# start of DATA ROWS

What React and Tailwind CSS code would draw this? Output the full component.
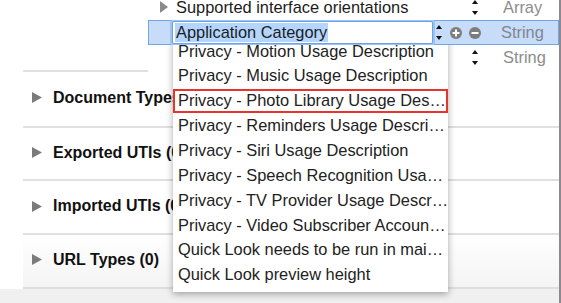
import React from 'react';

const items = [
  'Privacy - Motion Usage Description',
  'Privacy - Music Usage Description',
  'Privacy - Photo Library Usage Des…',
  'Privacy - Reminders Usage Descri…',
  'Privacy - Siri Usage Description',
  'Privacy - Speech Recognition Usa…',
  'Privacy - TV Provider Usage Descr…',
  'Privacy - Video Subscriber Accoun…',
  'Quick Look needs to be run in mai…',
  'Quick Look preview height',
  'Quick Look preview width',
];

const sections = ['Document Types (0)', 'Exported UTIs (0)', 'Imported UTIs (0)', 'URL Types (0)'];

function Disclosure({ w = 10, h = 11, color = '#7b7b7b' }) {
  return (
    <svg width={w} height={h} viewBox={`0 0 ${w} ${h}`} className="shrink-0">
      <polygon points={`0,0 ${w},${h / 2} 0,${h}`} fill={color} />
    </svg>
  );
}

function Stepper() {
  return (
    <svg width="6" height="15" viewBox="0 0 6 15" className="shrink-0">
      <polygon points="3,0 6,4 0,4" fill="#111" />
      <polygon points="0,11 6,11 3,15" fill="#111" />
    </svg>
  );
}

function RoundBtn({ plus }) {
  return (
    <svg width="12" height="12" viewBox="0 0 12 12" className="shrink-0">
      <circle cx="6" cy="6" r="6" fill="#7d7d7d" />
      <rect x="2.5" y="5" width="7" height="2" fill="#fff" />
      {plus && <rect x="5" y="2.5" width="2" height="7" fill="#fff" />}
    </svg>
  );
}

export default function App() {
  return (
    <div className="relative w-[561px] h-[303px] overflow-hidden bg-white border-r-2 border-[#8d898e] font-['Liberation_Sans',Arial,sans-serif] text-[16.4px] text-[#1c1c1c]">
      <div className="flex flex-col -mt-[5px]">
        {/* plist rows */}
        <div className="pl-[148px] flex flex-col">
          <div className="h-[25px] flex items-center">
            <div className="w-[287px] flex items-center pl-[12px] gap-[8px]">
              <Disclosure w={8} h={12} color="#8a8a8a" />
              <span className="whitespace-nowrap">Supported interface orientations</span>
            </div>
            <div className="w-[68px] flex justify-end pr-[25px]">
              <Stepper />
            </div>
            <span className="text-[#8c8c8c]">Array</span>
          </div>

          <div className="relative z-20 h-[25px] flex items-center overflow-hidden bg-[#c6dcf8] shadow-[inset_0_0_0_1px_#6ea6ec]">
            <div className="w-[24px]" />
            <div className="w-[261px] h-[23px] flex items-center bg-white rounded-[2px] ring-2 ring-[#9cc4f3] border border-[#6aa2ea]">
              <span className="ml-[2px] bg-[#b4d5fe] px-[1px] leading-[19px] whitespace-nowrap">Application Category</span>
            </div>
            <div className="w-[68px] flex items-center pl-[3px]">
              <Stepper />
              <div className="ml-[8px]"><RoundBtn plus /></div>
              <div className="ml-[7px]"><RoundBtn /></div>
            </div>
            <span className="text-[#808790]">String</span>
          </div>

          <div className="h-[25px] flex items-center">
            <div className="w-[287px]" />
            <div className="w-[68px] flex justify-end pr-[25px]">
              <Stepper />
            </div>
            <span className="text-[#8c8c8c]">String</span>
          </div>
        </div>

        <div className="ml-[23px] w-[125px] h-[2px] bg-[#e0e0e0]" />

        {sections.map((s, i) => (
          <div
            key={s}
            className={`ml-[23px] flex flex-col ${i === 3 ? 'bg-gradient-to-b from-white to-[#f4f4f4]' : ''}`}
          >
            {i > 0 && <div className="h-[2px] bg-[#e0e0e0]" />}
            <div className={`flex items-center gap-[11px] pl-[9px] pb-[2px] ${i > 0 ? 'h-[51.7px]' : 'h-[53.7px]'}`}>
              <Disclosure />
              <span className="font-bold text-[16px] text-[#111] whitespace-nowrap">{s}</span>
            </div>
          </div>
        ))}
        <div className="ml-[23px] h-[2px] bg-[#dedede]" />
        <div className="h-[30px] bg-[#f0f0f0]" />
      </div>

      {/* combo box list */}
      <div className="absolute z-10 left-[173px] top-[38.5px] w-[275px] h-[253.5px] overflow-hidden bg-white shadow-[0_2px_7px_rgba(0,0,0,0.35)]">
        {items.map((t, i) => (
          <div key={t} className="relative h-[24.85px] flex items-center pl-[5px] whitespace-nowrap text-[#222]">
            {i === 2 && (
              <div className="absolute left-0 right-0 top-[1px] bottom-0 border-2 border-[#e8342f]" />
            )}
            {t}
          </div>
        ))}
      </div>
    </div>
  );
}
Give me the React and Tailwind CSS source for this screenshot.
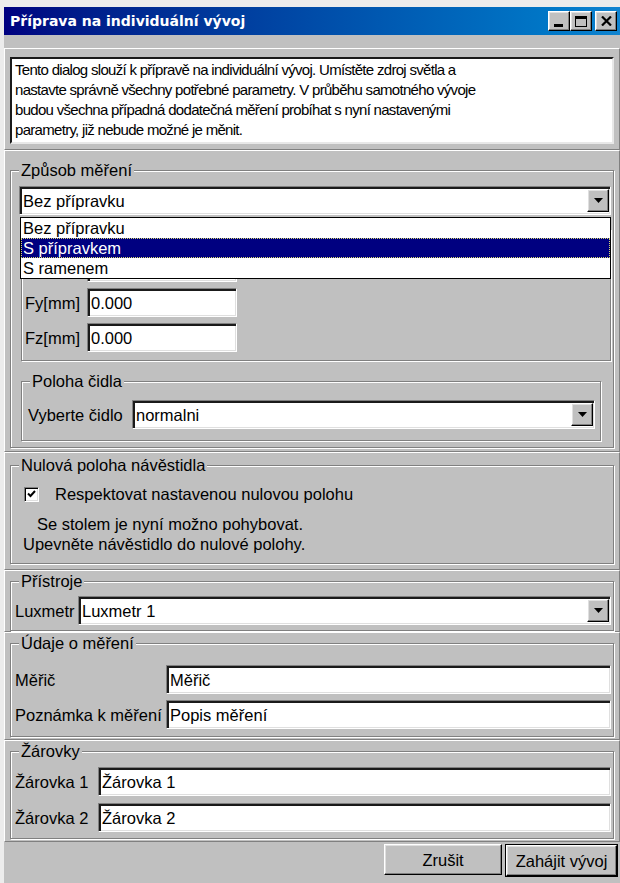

# end of DATA ROWS

• **WHAT TO WORK ON**: The pictures should not appear in the copy; every other part of the records above must be returned exactly.

• **RESULT**:
What React and Tailwind CSS code would draw this? Output the full component.
import React from 'react';

const items = [
  'Privacy - Motion Usage Description',
  'Privacy - Music Usage Description',
  'Privacy - Photo Library Usage Des…',
  'Privacy - Reminders Usage Descri…',
  'Privacy - Siri Usage Description',
  'Privacy - Speech Recognition Usa…',
  'Privacy - TV Provider Usage Descr…',
  'Privacy - Video Subscriber Accoun…',
  'Quick Look needs to be run in mai…',
  'Quick Look preview height',
  'Quick Look preview width',
];

const sections = ['Document Types (0)', 'Exported UTIs (0)', 'Imported UTIs (0)', 'URL Types (0)'];

function Disclosure({ w = 10, h = 11, color = '#7b7b7b' }) {
  return (
    <svg width={w} height={h} viewBox={`0 0 ${w} ${h}`} className="shrink-0">
      <polygon points={`0,0 ${w},${h / 2} 0,${h}`} fill={color} />
    </svg>
  );
}

function Stepper() {
  return (
    <svg width="6" height="15" viewBox="0 0 6 15" className="shrink-0">
      <polygon points="3,0 6,4 0,4" fill="#111" />
      <polygon points="0,11 6,11 3,15" fill="#111" />
    </svg>
  );
}

function RoundBtn({ plus }) {
  return (
    <svg width="12" height="12" viewBox="0 0 12 12" className="shrink-0">
      <circle cx="6" cy="6" r="6" fill="#7d7d7d" />
      <rect x="2.5" y="5" width="7" height="2" fill="#fff" />
      {plus && <rect x="5" y="2.5" width="2" height="7" fill="#fff" />}
    </svg>
  );
}

export default function App() {
  return (
    <div className="relative w-[561px] h-[303px] overflow-hidden bg-white border-r-2 border-[#8d898e] font-['Liberation_Sans',Arial,sans-serif] text-[16.4px] text-[#1c1c1c]">
      <div className="flex flex-col -mt-[5px]">
        {/* plist rows */}
        <div className="pl-[148px] flex flex-col">
          <div className="h-[25px] flex items-center">
            <div className="w-[287px] flex items-center pl-[12px] gap-[8px]">
              <Disclosure w={8} h={12} color="#8a8a8a" />
              <span className="whitespace-nowrap">Supported interface orientations</span>
            </div>
            <div className="w-[68px] flex justify-end pr-[25px]">
              <Stepper />
            </div>
            <span className="text-[#8c8c8c]">Array</span>
          </div>

          <div className="relative z-20 h-[25px] flex items-center overflow-hidden bg-[#c6dcf8] shadow-[inset_0_0_0_1px_#6ea6ec]">
            <div className="w-[24px]" />
            <div className="w-[261px] h-[23px] flex items-center bg-white rounded-[2px] ring-2 ring-[#9cc4f3] border border-[#6aa2ea]">
              <span className="ml-[2px] bg-[#b4d5fe] px-[1px] leading-[19px] whitespace-nowrap">Application Category</span>
            </div>
            <div className="w-[68px] flex items-center pl-[3px]">
              <Stepper />
              <div className="ml-[8px]"><RoundBtn plus /></div>
              <div className="ml-[7px]"><RoundBtn /></div>
            </div>
            <span className="text-[#808790]">String</span>
          </div>

          <div className="h-[25px] flex items-center">
            <div className="w-[287px]" />
            <div className="w-[68px] flex justify-end pr-[25px]">
              <Stepper />
            </div>
            <span className="text-[#8c8c8c]">String</span>
          </div>
        </div>

        <div className="ml-[23px] w-[125px] h-[2px] bg-[#e0e0e0]" />

        {sections.map((s, i) => (
          <div
            key={s}
            className={`ml-[23px] flex flex-col ${i === 3 ? 'bg-gradient-to-b from-white to-[#f4f4f4]' : ''}`}
          >
            {i > 0 && <div className="h-[2px] bg-[#e0e0e0]" />}
            <div className={`flex items-center gap-[11px] pl-[9px] pb-[2px] ${i > 0 ? 'h-[51.7px]' : 'h-[53.7px]'}`}>
              <Disclosure />
              <span className="font-bold text-[16px] text-[#111] whitespace-nowrap">{s}</span>
            </div>
          </div>
        ))}
        <div className="ml-[23px] h-[2px] bg-[#dedede]" />
        <div className="h-[30px] bg-[#f0f0f0]" />
      </div>

      {/* combo box list */}
      <div className="absolute z-10 left-[173px] top-[38.5px] w-[275px] h-[253.5px] overflow-hidden bg-white shadow-[0_2px_7px_rgba(0,0,0,0.35)]">
        {items.map((t, i) => (
          <div key={t} className="relative h-[24.85px] flex items-center pl-[5px] whitespace-nowrap text-[#222]">
            {i === 2 && (
              <div className="absolute left-0 right-0 top-[1px] bottom-0 border-2 border-[#e8342f]" />
            )}
            {t}
          </div>
        ))}
      </div>
    </div>
  );
}
Give me the React and Tailwind CSS source for this screenshot.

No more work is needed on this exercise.